The time is the early 1930s, the place is New York City. A shipping magnate faces financial disaster as the Great Depression tightens its grip on the United States.

Meanwhile, his socially ambitious wife has arranged for a fancy dinner party. The guests include a washed-up alcoholic movie star, an unprincipled businessman with a career in politics beckoning and his pampered socialite of a wife — who's having an affair with her doctor, another guest at this glittering gathering.

That's the tangled setup for "Dinner at Eight," a comedy/drama by George S. Kaufman and Edna Ferber, first produced on Broadway in 1932. The play caught the tenor of a desperate, riches-to-rags era and a movie adaptation quickly followed, with a starry cast including Lionel Barrymore and Jean Harlow.

Now, eight decades later, Kaufman and Ferber's play is being resurrected by Minnesota Opera as part of its New Works initiative. The company commissioned librettist Mark Campbell to recast the story into operatic form, with music by veteran composer William Bolcom.

The 78-year-old Bolcom first read the play in the late 1990s, but it was the global financial crisis of 2008 that snapped his focus back to the story's potential as operatic fare. "I was attracted to the fact that it has a definite message which applies to the present," he said.

Today, Bolcom senses an even greater correlation between "the upset and lack of equilibrium" felt when the play premiered and "the kind of troubles we're facing right now."

Campbell, who is in his 60s, feels the contemporary resonance of "Dinner at Eight" even more acutely. Given the current state of politics, he said, "I think our audience will identify with the characters in our opera who are all finding their way in perilous times."

The show's 1930s characters, he added, have lost none of their freshness or recognizability.

"I have been a New Yorker most of my life and this circle of characters is still identifiable to me. It's a very American story, and an excellent fit for Bill's very American music."

Bolcom's "very American" score features a colorful mix of different idioms and influences — think Broadway swagger and brassy marching band rhythms, interspersed with more intimate passages.

Bolcom is known for his refusal to adhere to a single musical style, which can be a frustration for those charged with assessing his work. "It has been the bane of critics," he said. "They don't know where to put me."

But he says this "polystylism" comes from his particular approach to writing operatic scores. "In opera," he said, "the music comes from the melding of word and note to define character. I operate from the point of view that characters should sing from the music they know. So I try to imagine the kind of music that would have been in their vocabulary."

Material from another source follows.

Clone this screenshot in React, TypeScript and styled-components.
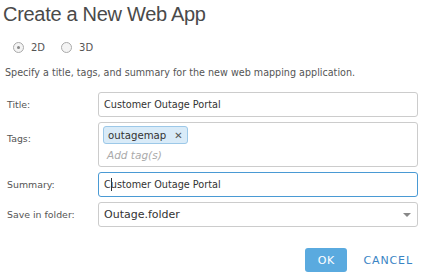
import React from "react";
import styled, { createGlobalStyle } from "styled-components";

const GlobalStyle = createGlobalStyle`
  body {
    margin: 0;
    background: #fff;
    font-family: "DejaVu Sans", Verdana, sans-serif;
  }
`;

const Dialog = styled.div`
  width: 423px;
  height: 278px;
  box-sizing: border-box;
  padding: 2px 5px 0 5px;
  background: #fff;
  overflow: hidden;
`;

const Heading = styled.h1`
  margin: 0 0 0 -2px;
  font-family: "Liberation Sans", Arial, sans-serif;
  font-weight: 400;
  font-size: 20px;
  letter-spacing: -0.3px;
  line-height: 24px;
  color: #4a4a4a;
`;

const RadioRow = styled.div`
  display: flex;
  align-items: center;
  gap: 16px;
  margin: 12px 0 0 8px;
  height: 18px;
`;

const RadioOption = styled.label`
  display: flex;
  align-items: center;
  gap: 7px;
  font-size: 10px;
  color: #555;
`;

const RadioCircle = styled.span<{ $checked?: boolean }>`
  width: 9px;
  height: 9px;
  border-radius: 50%;
  border: 1px solid #aaa;
  background: #f4f4f4;
  display: flex;
  align-items: center;
  justify-content: center;
  &::after {
    content: "";
    width: 3px;
    height: 3px;
    border-radius: 50%;
    background: ${(p) => (p.$checked ? "#888" : "transparent")};
  }
`;

const Intro = styled.p`
  margin: 11px 0 0 0;
  font-size: 9.6px;
  color: #555;
`;

const Form = styled.div`
  display: grid;
  grid-template-columns: 93px 1fr;
  row-gap: 5px;
  margin-top: 14px;
`;

const Label = styled.div<{ $top?: boolean }>`
  font-size: 9.4px;
  color: #555;
  padding-left: 2px;
  display: flex;
  align-items: ${(p) => (p.$top ? "flex-start" : "center")};
  padding-top: ${(p) => (p.$top ? "11px" : "0")};
`;

const Field = styled.div<{ $focused?: boolean }>`
  height: 25px;
  box-sizing: border-box;
  border: 1px solid ${(p) => (p.$focused ? "#4a9ad4" : "#ccc")};
  border-radius: 3px;
  padding: 0 5px;
  display: flex;
  align-items: center;
  font-size: 9.7px;
  color: #333;
`;

const Caret = styled.span`
  display: inline-block;
  width: 1px;
  height: 13px;
  background: #333;
  margin: 0 -1px 0 0;
`;

const TagsBox = styled.div`
  height: 45px;
  box-sizing: border-box;
  border: 1px solid #ccc;
  border-radius: 3px;
  padding: 3px 4px;
  display: flex;
  flex-direction: column;
  align-items: flex-start;
  gap: 5px;
`;

const Tag = styled.span`
  display: inline-flex;
  align-items: center;
  gap: 8px;
  height: 18px;
  box-sizing: border-box;
  padding: 0 4px 0 4px;
  background: #d9ebf8;
  border: 1px solid #9cc8e8;
  border-radius: 3px;
  font-size: 10.2px;
  color: #333;
`;

const TagRemove = styled.span`
  font-size: 10px;
  color: #555;
  font-weight: 700;
`;

const TagInput = styled.span`
  font-size: 10.5px;
  font-style: italic;
  color: #aaa;
  padding-left: 4px;
`;

const Select = styled(Field)`
  justify-content: space-between;
  font-size: 11px;
  padding-right: 6px;
`;

const Arrow = styled.span`
  width: 0;
  height: 0;
  border-left: 4px solid transparent;
  border-right: 4px solid transparent;
  border-top: 4px solid #888;
`;

const Footer = styled.div`
  display: flex;
  justify-content: flex-end;
  align-items: center;
  gap: 16px;
  margin-top: 21px;
  padding-right: 5px;
`;

const Button = styled.button<{ $primary?: boolean }>`
  height: 24px;
  padding: 0;
  border: none;
  border-radius: 3px;
  font-family: "DejaVu Sans", Verdana, sans-serif;
  font-size: 11px;
  letter-spacing: ${(p) => (p.$primary ? "0.6px" : "0.9px")};
  background: ${(p) => (p.$primary ? "#5aaadf" : "transparent")};
  color: ${(p) => (p.$primary ? "#fff" : "#3a84c4")};
  width: ${(p) => (p.$primary ? "42px" : "auto")};
  cursor: pointer;
`;

export default function App() {
  return (
    <>
      <GlobalStyle />
      <Dialog>
        <Heading>Create a New Web App</Heading>
        <RadioRow>
          <RadioOption>
            <RadioCircle $checked />
            2D
          </RadioOption>
          <RadioOption>
            <RadioCircle />
            3D
          </RadioOption>
        </RadioRow>
        <Intro>Specify a title, tags, and summary for the new web mapping application.</Intro>
        <Form>
          <Label>Title:</Label>
          <Field>Customer Outage Portal</Field>

          <Label $top>Tags:</Label>
          <TagsBox>
            <Tag>
              outagemap
              <TagRemove>✕</TagRemove>
            </Tag>
            <TagInput>Add tag(s)</TagInput>
          </TagsBox>

          <Label>Summary:</Label>
          <Field $focused>
            C
            <Caret />
            ustomer Outage Portal
          </Field>

          <Label>Save in folder:</Label>
          <Select>
            Outage.folder
            <Arrow />
          </Select>
        </Form>
        <Footer>
          <Button $primary>OK</Button>
          <Button>CANCEL</Button>
        </Footer>
      </Dialog>
    </>
  );
}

The result, said Minnesota Opera Artistic Director Dale Johnson, is a "Broadway/opera hybrid" that appeals to music theater audiences as well as opera enthusiasts.

American opera boom

In addition to the Bohèmes, Butterflys and Traviatas that are the staples of most major opera companies, Johnson brings more than 20 years of experience staging world premieres and other contemporary works for Minnesota Opera. Highlights include Kevin Puts' Pulitzer Prize-winning "Silent Night" in 2012 and last year's adaptation of Stephen King's "The Shining," both commissioned by Minnesota Opera and given their world premieres at the Ordway Music Theater.

A commitment to new works "has always been in the DNA of the company, from way back when it was called Center Opera in the mid-'60s," said Johnson. "We have always done new operas that reflect the sociological issues of the day."

For his part, Campbell believes the company's success with new works has helped dispel the notion that contemporary opera spells box-office disaster in America.

"In the last 10 years," he said, "the number of contemporary operas in this country has increased dramatically. Opera companies who were previously frightened to program new work are now finding they must program new work.

"I honestly think Minnesota Opera and its New Works Initiative played a major role in this ascension. Some people are calling this the 'Golden Age of American Opera,' " Campbell said.

That Golden Age is set to continue, especially here in Minnesota. "Black Sox," a baseball opera about the Chicago White Sox throwing the 1919 World Series, is Minnesota Opera's latest commission, with a premiere scheduled for the 2018-19 season. Another project — "adapting a rather prominent children's book, by a rather prominent children's author," Johnson teases — is also in the pipeline.

Meanwhile, "Dinner at Eight" is ready for its debut. Johnson is thrilled to be unraveling a piece with some serious substance in addition to being funny.

"I think this play helped audiences endure the Depression by showing the upper classes in a comic and somewhat negative light," said Johnson. "Perhaps the opera can bring to light some of the same ideas for our own turbulent times."

Terry Blain writes about classical music and theater.